Did you miss Helen's Check Out in our January issue last season? Well, if she's still off your radar, get that thing calibrated. A longtime Whistler resident, Camp of Champions coach, and all around human; Helen is on the come up.


How's Whistler been? Can you talk about how the scene there has influenced your riding?

Whistler is definitely a mecca for backcountry riding, and aside from Alaska, I can't imagine a better place to be. Backcountry riding is what I want to do. I used to do contests, I think that's how everyone got started in the snowboard scene, but one day I was supposed to drive out to some icy halfpipe (contest) but it was so powdery and amazing in Whistler, and I just thought to myself, "Why the hell would I go to this icy pipe when I could be riding pow?" So I got a sled and just started doing that, luckily I had a lot of good friends to help me out, kind of show me the ropes, and it just escalated from there. Rube Goldberg, Crispin Canon, they'd take me out on gross days just to teach me what was happening. Annie Boulanger really helped me out a lot; she definitely got me into filming. Sometimes if she didn't have a crew she'd let me tag along, which was amazing. I think that's when I kind of crossed the line between being amateur and being taken seriously.

Some of Helen’s footage from YES. It’s a Movie.

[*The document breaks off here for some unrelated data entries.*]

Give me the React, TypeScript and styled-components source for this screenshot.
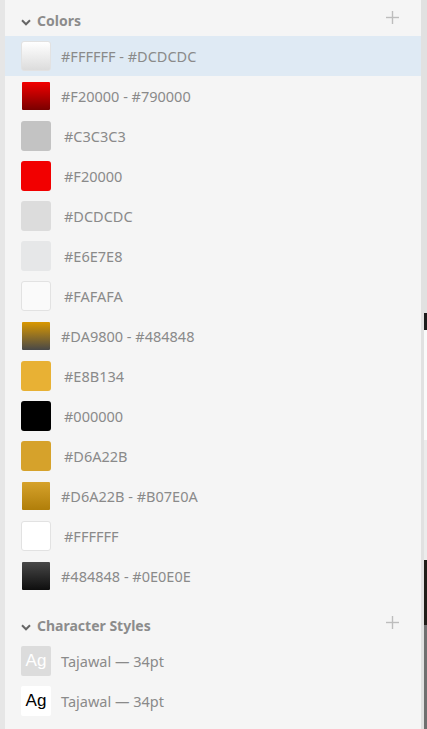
import React from "react";
import styled, { createGlobalStyle } from "styled-components";

const Global = createGlobalStyle`
  html, body { margin: 0; padding: 0; background: #f5f5f5; }
  body { font-family: "Noto Sans", "Open Sans", sans-serif; }
  #root { height: 729px; overflow: hidden; }
`;

const Shell = styled.div`
  display: flex;
  height: 729px;
  width: 427px;
`;

const LeftEdge = styled.div`
  width: 5px;
  flex: none;
  background: #e6e6e6;
`;

const Panel = styled.div`
  flex: 1;
  background: #f5f5f5;
  display: flex;
  flex-direction: column;
  min-width: 0;
`;

const RightEdge = styled.div`
  width: 3px;
  flex: none;
  background: #e1e1e1;
`;

const Canvas = styled.div`
  width: 3px;
  flex: none;
  display: flex;
  flex-direction: column;
`;

const CanvasBand = styled.div<{ $h: number; $c: string }>`
  height: ${(p) => p.$h}px;
  flex: none;
  background: ${(p) => p.$c};
`;

const Section = styled.section<{ $gap?: number }>`
  margin-top: ${(p) => p.$gap ?? 0}px;
  display: flex;
  flex-direction: column;
`;

const Header = styled.div`
  height: 36px;
  box-sizing: border-box;
  padding: 12px 22px 6px 16px;
  display: flex;
  align-items: center;
`;

const Chevron = styled.svg`
  width: 10px;
  height: 7px;
  margin-top: 2px;
  flex: none;
`;

const Title = styled.span`
  margin-left: 6px;
  font-size: 14px;
  line-height: 18px;
  font-weight: 700;
  color: #8c8c8c;
  flex: 1;
`;

const Plus = styled.svg`
  width: 13px;
  height: 13px;
  align-self: flex-start;
  margin-top: -1px;
  flex: none;
`;

const Row = styled.div<{ $selected?: boolean }>`
  height: 40px;
  padding-left: 16px;
  display: flex;
  align-items: center;
  background: ${(p) => (p.$selected ? "#dfeaf4" : "transparent")};
`;

const SwatchBox = styled.div`
  width: 30px;
  height: 30px;
  flex: none;
  display: flex;
  align-items: center;
  justify-content: center;
`;

const Swatch = styled.div<{ $bg: string; $size: number; $border?: boolean; $radius: number }>`
  width: ${(p) => p.$size}px;
  height: ${(p) => p.$size}px;
  box-sizing: border-box;
  border-radius: ${(p) => p.$radius}px;
  background: ${(p) => p.$bg};
  border: ${(p) => (p.$border ? "1px solid #e2e2e2" : "none")};
`;

const Label = styled.span<{ $indent: number }>`
  margin-left: ${(p) => 10 + p.$indent}px;
  font-size: 14.5px;
  line-height: 18px;
  margin-top: -1px;
  color: #8a8a8a;
  white-space: nowrap;
`;

const TypeSwatch = styled.div<{ $bg: string; $fg: string }>`
  width: 30px;
  height: 30px;
  flex: none;
  border-radius: 2px;
  background: ${(p) => p.$bg};
  color: ${(p) => p.$fg};
  font-family: "Liberation Sans", Arial, sans-serif;
  font-size: 17px;
  display: flex;
  align-items: center;
  justify-content: center;
`;

type ColorItem = { from: string; to?: string; border?: boolean };

const colors: ColorItem[] = [
  { from: "#FFFFFF", to: "#DCDCDC", border: true },
  { from: "#F20000", to: "#790000" },
  { from: "#C3C3C3" },
  { from: "#F20000" },
  { from: "#DCDCDC" },
  { from: "#E6E7E8" },
  { from: "#FAFAFA", border: true },
  { from: "#DA9800", to: "#484848" },
  { from: "#E8B134" },
  { from: "#000000" },
  { from: "#D6A22B" },
  { from: "#D6A22B", to: "#B07E0A" },
  { from: "#FFFFFF", border: true },
  { from: "#484848", to: "#0E0E0E" },
];

const ChevronIcon = () => (
  <Chevron viewBox="0 0 10 7">
    <polyline points="1,1.3 5,5.3 9,1.3" fill="none" stroke="#666666" strokeWidth="2" />
  </Chevron>
);

const PlusIcon = () => (
  <Plus viewBox="0 0 13 13">
    <line x1="6.5" y1="0" x2="6.5" y2="13" stroke="#bdbdbd" strokeWidth="1.4" />
    <line x1="0" y1="6.5" x2="13" y2="6.5" stroke="#bdbdbd" strokeWidth="1.4" />
  </Plus>
);

export default function App() {
  return (
    <>
      <Global />
      <Shell>
        <LeftEdge />
        <Panel>
          <Section>
            <Header>
              <ChevronIcon />
              <Title>Colors</Title>
              <PlusIcon />
            </Header>
            {colors.map((c, i) => {
              const grad = !!c.to;
              const first = i === 0;
              const bg = grad ? `linear-gradient(to bottom, ${c.from}, ${c.to})` : c.from;
              const size = grad && !first ? 28 : 30;
              return (
                <Row key={i} $selected={first}>
                  <SwatchBox>
                    <Swatch $bg={bg} $size={size} $border={c.border} $radius={grad && !first ? 1 : 3} />
                  </SwatchBox>
                  <Label $indent={grad ? 0 : 3}>
                    {grad ? `${c.from} - ${c.to}` : c.from}
                  </Label>
                </Row>
              );
            })}
          </Section>
          <Section $gap={9}>
            <Header>
              <ChevronIcon />
              <Title>Character Styles</Title>
              <PlusIcon />
            </Header>
            <Row>
              <TypeSwatch $bg="#dcdcdc" $fg="#ffffff">Ag</TypeSwatch>
              <Label $indent={0}>Tajawal — 34pt</Label>
            </Row>
            <Row>
              <TypeSwatch $bg="#ffffff" $fg="#000000">Ag</TypeSwatch>
              <Label $indent={0}>Tajawal — 34pt</Label>
            </Row>
          </Section>
        </Panel>
        <RightEdge />
        <Canvas>
          <CanvasBand $h={313} $c="#e1e1e1" />
          <CanvasBand $h={17} $c="#1c1c1c" />
          <CanvasBand $h={110} $c="#fafafa" />
          <CanvasBand $h={120} $c="#ececec" />
          <CanvasBand $h={65} $c="#201d18" />
          <CanvasBand $h={104} $c="#6f6f6f" />
        </Canvas>
      </Shell>
    </>
  );
}
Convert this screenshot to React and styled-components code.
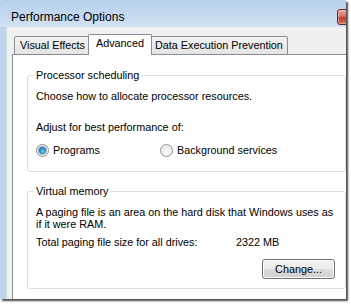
import React from "react";
import styled, { createGlobalStyle } from "styled-components";

const Global = createGlobalStyle`
  *, *::before, *::after { box-sizing: border-box; }
  html, body { margin: 0; padding: 0; background: #fff; }
  body { font-family: "Liberation Sans", Arial, sans-serif; color: #000; }
`;

const Stage = styled.div`
  width: 351px;
  height: 304px;
  overflow: hidden;
  background: #fff;
`;

const Window = styled.div`
  width: 346px;
  height: 299px;
  overflow: hidden;
  display: flex;
  flex-direction: column;
  background: #bfd5ee;
  border-top-left-radius: 2px;
  box-shadow: 2px 2px 2px rgba(0, 0, 0, 0.7);
`;

const TitleBar = styled.div`
  height: 27px;
  flex-shrink: 0;
  display: flex;
  align-items: flex-start;
  padding: 9px 0 0 11px;
  background: linear-gradient(#b6cfea, #d1e2f4);
`;

const Title = styled.div`
  font-size: 12px;
  line-height: 14px;
  margin-top: 1px;
  white-space: nowrap;
`;

const CloseButton = styled.div`
  margin-left: auto;
  margin-right: -34px;
  width: 43px;
  height: 16px;
  flex-shrink: 0;
  border: 1px solid #5f2b24;
  border-radius: 3px;
  background: linear-gradient(#eba397 0%, #d9705f 45%, #c2402c 55%, #d4705c 100%);
  box-shadow: inset 0 0 0 1px rgba(255, 255, 255, 0.35);
`;

const Body = styled.div`
  flex: 1;
  display: flex;
  min-height: 0;
`;

const Frame = styled.div`
  width: 6px;
  flex-shrink: 0;
  background: #bfd5ee;
`;

const Client = styled.div`
  width: 340px;
  flex-shrink: 0;
  background: #f0f0f0;
  border-left: 1px solid #d6dfe9;
  padding: 7px 0 0 5px;
`;

const TabRow = styled.div`
  display: flex;
  align-items: flex-end;
  padding-left: 2px;
  margin-bottom: -1px;
  position: relative;
  z-index: 1;
`;

const Tab = styled.div`
  width: ${(p) => p.$w}px;
  flex-shrink: 0;
  font-size: 10.8px;
  line-height: 13px;
  white-space: nowrap;
  border: 1px solid #898c95;
  border-radius: 2px 2px 0 0;
  padding: 2px 0 2px ${(p) => p.$pl}px;
  background: linear-gradient(#f3f3f3, #e4e4e4);
  ${(p) =>
    p.$active &&
    `
    position: relative;
    z-index: 2;
    margin: 0 -2px;
    background: #fff;
    border-bottom: none;
    padding-bottom: 5px;
  `}
`;

const Panel = styled.div`
  width: 349px;
  height: 260px;
  background: #fff;
  border: 1px solid #898c95;
  padding: 20px 14px 0 14px;
  font-size: 10.8px;
`;

const GroupBox = styled.div`
  width: 319px;
  border: 1px solid #d5dfe5;
  border-radius: 3px;
  padding: 0 10px ${(p) => p.$pb}px 8px;
  margin-top: ${(p) => p.$mt || 0}px;
`;

const Legend = styled.div`
  width: fit-content;
  margin: -7px 0 0 -2px;
  padding: 0 2px;
  background: #fff;
  line-height: 13px;
  white-space: nowrap;
`;

const Text = styled.p`
  margin: ${(p) => p.$mt || 0}px 0 0 0;
  line-height: ${(p) => p.$lh || 13}px;
  white-space: nowrap;
`;

const RadioRow = styled.div`
  display: flex;
  margin-top: 10px;
  line-height: 13px;
`;

const RadioOption = styled.label`
  display: flex;
  align-items: center;
  gap: 4px;
  width: ${(p) => (p.$w ? `${p.$w}px` : "auto")};
  white-space: nowrap;
`;

const RadioCircle = styled.span`
  width: 13px;
  height: 13px;
  flex-shrink: 0;
  border-radius: 50%;
  border: 1px solid #8e9196;
  background: radial-gradient(circle at 60% 65%, #fbfbfb 0%, #e9e9e9 55%, #cfcfcf 100%);
  box-shadow: inset 0 0 0 1px #f4f4f4;
  display: flex;
  align-items: center;
  justify-content: center;
  &::after {
    content: "";
    display: ${(p) => (p.$checked ? "block" : "none")};
    width: 7px;
    height: 7px;
    border-radius: 50%;
    background: radial-gradient(circle at 55% 60%, #7fd0f7 0%, #2e8fd0 45%, #0d4a85 100%);
    box-shadow: 0 0 0 1px rgba(20, 60, 110, 0.35);
  }
`;

const InfoRow = styled.div`
  display: flex;
  margin-top: 6px;
  line-height: 13px;
  white-space: nowrap;
`;

const InfoLabel = styled.span`
  width: 200px;
  flex-shrink: 0;
`;

const ButtonRow = styled.div`
  display: flex;
  justify-content: flex-end;
  margin-top: 10px;
`;

const Button = styled.button`
  width: 73px;
  height: 20px;
  padding: 0;
  font-family: "Liberation Sans", Arial, sans-serif;
  font-size: 10.8px;
  color: #000;
  border: 1px solid #707070;
  border-radius: 3px;
  background: linear-gradient(#f2f2f2 0%, #ebebeb 50%, #dddddd 50%, #cfcfcf 100%);
  box-shadow: inset 0 0 0 1px #fcfcfc;
`;

export default function App() {
  return (
    <>
      <Global />
      <Stage>
        <Window>
          <TitleBar>
            <Title>Performance Options</Title>
            <CloseButton />
          </TitleBar>
          <Body>
            <Frame />
            <Client>
              <TabRow>
                <Tab $w={76} $pl={5}>Visual Effects</Tab>
                <Tab $w={64} $pl={7} $active>Advanced</Tab>
                <Tab $w={138} $pl={4}>Data Execution Prevention</Tab>
              </TabRow>
              <Panel>
                <GroupBox $pb={14}>
                  <Legend>Processor scheduling</Legend>
                  <Text $mt={8}>Choose how to allocate processor resources.</Text>
                  <Text $mt={18}>Adjust for best performance of:</Text>
                  <RadioRow>
                    <RadioOption $w={124}>
                      <RadioCircle $checked />
                      Programs
                    </RadioOption>
                    <RadioOption>
                      <RadioCircle />
                      Background services
                    </RadioOption>
                  </RadioRow>
                </GroupBox>
                <GroupBox $mt={19} $pb={9}>
                  <Legend>Virtual memory</Legend>
                  <Text $mt={8} $lh={12}>
                    A paging file is an area on the hard disk that Windows uses as
                    <br />
                    if it were RAM.
                  </Text>
                  <InfoRow>
                    <InfoLabel>Total paging file size for all drives:</InfoLabel>
                    <span>2322 MB</span>
                  </InfoRow>
                  <ButtonRow>
                    <Button>Change...</Button>
                  </ButtonRow>
                </GroupBox>
              </Panel>
            </Client>
          </Body>
        </Window>
      </Stage>
    </>
  );
}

Can you tell us about the new YES movie?

It's called YES. It's a Movie, Too. I filmed with all those guys-- Romain (De Marchi), JP (Solberg), Tadashi (Fuse) a lot, DCP a little but he kind of worked himself mid-season at Supernatural, but he rode hard before and rode hard afterward. We did a lot of exploration this year. We'd always drive to the craziest places, just try and break trail everywhere, tagging along with them was so amazing but so nerve racking because you have to keep up with them no matter what, you know, nothing comes easy. So you have to work, but it makes it so worth it at the end of the day. A lot of sleepless nights, I got yelled at a couple times, but it gets you to improve, not just the riding aspect but the sledding aspect, too. And then being able to read the terrain and understand snow conditions. There was pretty high avalanche danger all year long, so we had to be pretty cautious. I feel so lucky to be with them. They're so knowledgeable; they know when something is worth attempting even though there is a risk and when to back off.

Sounds like a good crew.

To be a part of this is unbelievable, it was a little scary when I first jumped on with them because they had no idea what I was all about. They just gave me a couple boards and said, "We'll see what happens." Then we did the Team Shoot Out, which was kind of my test, a kind of defining moment for them. It's been good, I'm happy being the one girl amongst the guys.

Early season boarding in Whistler with the crew. Check Helen at 2:30 and 4:34.

How do you feel about being nominated for Rookie of the Year at last year's Rider's Poll?

It was a great year last year, or I guess two seasons ago. It was my first time filming so I had no expectations. I was able to go out with the Yes guys a little bit that year, and I guess I kind of showed them I wanted to be taken seriously and could produce under the pressure. So then I was able to ride with them all this year, full time. They're such good guys. So hopefully I can keep moving forward. Just see where it takes me.

Any other thoughts?

I just signed on with Billabong. They are unbelievable. We went on a team trip at the end of March, up to Alberta around Banff, did some cat boarding and some heli riding. My team managers are just awesome, so happy to be a part of that.

What's next this summer when you leave SoCal?

I coach up at Camp of Champions in Whistler during the summer. That should be a lot of fun; it starts in a couple weeks. Then I think in August we might head south to Argentina or Chile, try and get some snow, make it a yearlong season.